Only the lines from the start of the data through the line with "import React from" belong in the copy. Restate them word for word, minus the pictures.

+ + + + + + +

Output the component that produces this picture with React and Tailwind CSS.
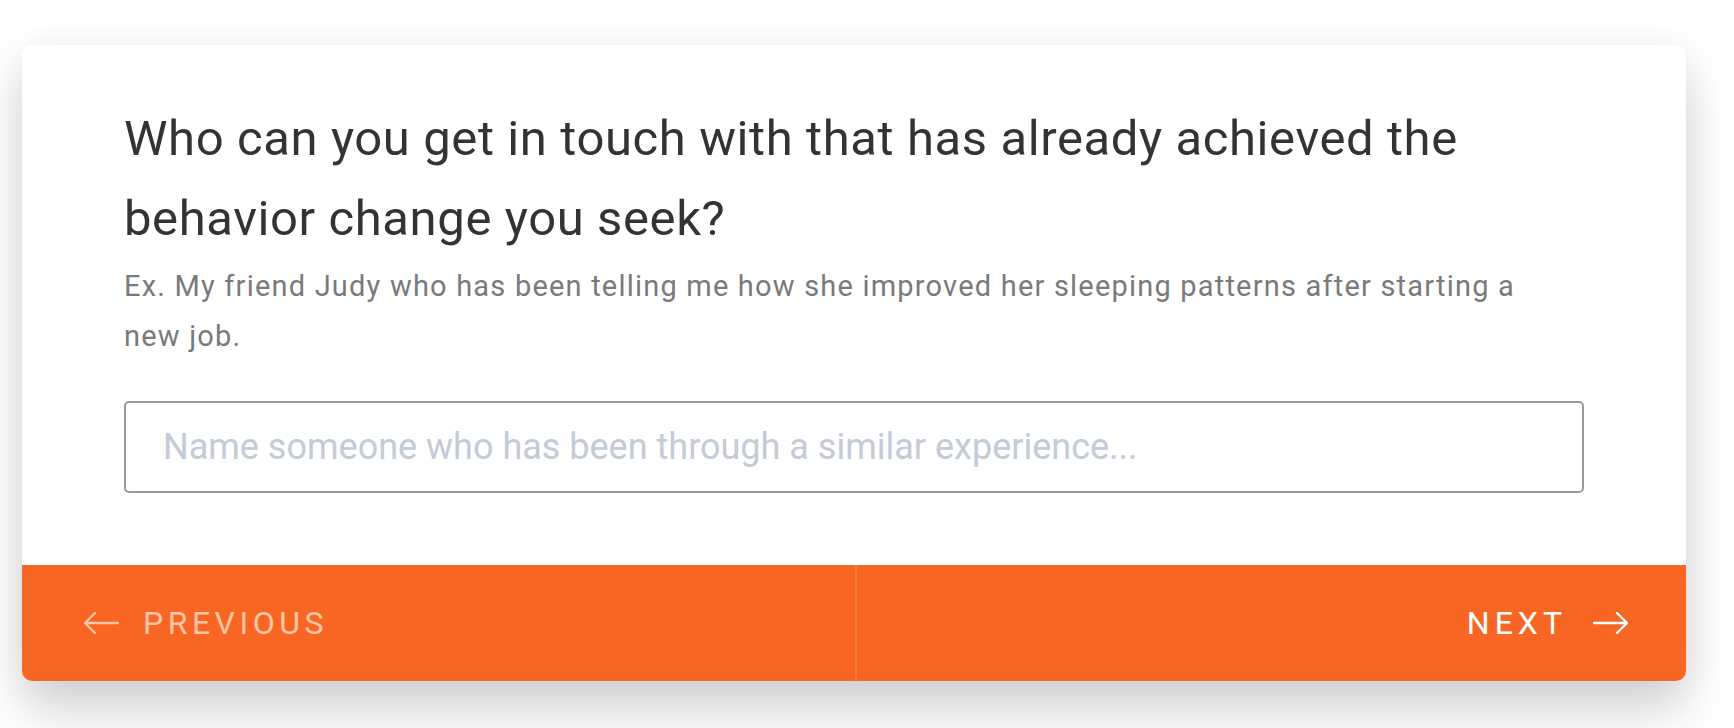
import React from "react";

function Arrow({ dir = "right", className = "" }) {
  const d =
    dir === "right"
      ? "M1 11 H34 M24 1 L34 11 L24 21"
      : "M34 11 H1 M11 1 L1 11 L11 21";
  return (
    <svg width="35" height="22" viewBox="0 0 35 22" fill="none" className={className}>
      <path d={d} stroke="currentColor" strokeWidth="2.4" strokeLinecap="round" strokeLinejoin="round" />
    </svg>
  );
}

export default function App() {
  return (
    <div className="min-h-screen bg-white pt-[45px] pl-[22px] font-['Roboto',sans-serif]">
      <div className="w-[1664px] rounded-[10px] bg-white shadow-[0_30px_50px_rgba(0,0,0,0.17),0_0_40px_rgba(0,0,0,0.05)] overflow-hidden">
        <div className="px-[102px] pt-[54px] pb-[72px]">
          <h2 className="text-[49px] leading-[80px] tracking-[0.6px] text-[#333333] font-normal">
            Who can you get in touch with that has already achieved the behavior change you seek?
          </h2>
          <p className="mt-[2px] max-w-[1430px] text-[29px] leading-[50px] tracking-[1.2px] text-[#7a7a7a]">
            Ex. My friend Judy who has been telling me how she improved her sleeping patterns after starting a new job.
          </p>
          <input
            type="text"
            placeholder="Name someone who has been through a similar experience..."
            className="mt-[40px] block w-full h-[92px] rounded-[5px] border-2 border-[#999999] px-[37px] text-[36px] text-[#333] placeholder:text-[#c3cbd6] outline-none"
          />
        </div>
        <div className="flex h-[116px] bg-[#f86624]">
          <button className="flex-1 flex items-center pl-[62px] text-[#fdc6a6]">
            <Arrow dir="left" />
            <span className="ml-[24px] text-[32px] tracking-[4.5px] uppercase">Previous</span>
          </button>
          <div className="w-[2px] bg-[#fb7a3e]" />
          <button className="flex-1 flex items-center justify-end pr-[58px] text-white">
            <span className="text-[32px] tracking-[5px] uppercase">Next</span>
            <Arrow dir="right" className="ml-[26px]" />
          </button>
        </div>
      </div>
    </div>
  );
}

+ + + + + + +

Result of this task —
Output the component that produces this picture with React and Tailwind CSS.
import React from "react";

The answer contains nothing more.